Jack Wagner speaks.
The fourth Democrat running for Pa. governor has ideas of his own, as it turns out. Well, they're more like wishes. Ideas, in politics, often involve plans. There’s not much of a plan here.
Nevertheless, Wagner just raised Joe Hoeffel’s pot and proposed literally rebuilding Pennsylvania’s infrastructure (take that, lib!), as well as adding broadband Internet to rural areas. The Inquirer’s money quote on Wagner comes right here: “The Democratic candidate for governor was reluctant, though, to say how much all of this would cost or where he'd find the money for it.”
But here’s what Wagner does know: “You need bipartisan support” and “all options are on the table.” This is the very first time a politician has made those two statements.
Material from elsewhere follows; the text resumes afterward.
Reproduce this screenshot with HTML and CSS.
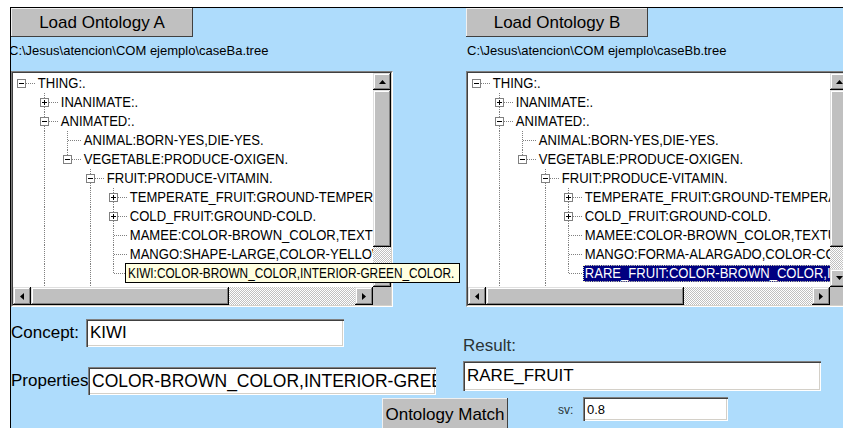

Problem, of course, is that almost all candidates agree with federal and state estimates that say our infrastructure—roads and bridges mostly—are crumbling like a sugar cookie recently pulled from under a couch cushion. Most of the money gone to fixing infrastructure over the last few years has been borrowed cash, and it has pretty much been accepted that we’re going to need to raise taxes if we want to increase our standards, since no one wants to agree to anything else.
Wagner won’t rule out a tax on tires, higher driver’s license fees, a gasoline tax hike and higher registration fees for cars costing hundreds of thousands of dollars.
If you’re looking for a lit bulb at the end of the tunnel, this is it: Wagner has a Jetsons-like future in store for us Pennsylvanians, even if he doesn’t know how he’s going to do it: “[His plan] included building high-speed rail connections among Pennsylvania cities, making the turnpike "a model national superhighway," and convening a "blue-ribbon committee to offer realistic solutions to the bottlenecks throughout Pennsylvania, including the Schuylkill Expressway and Parkway East in Pittsburgh.”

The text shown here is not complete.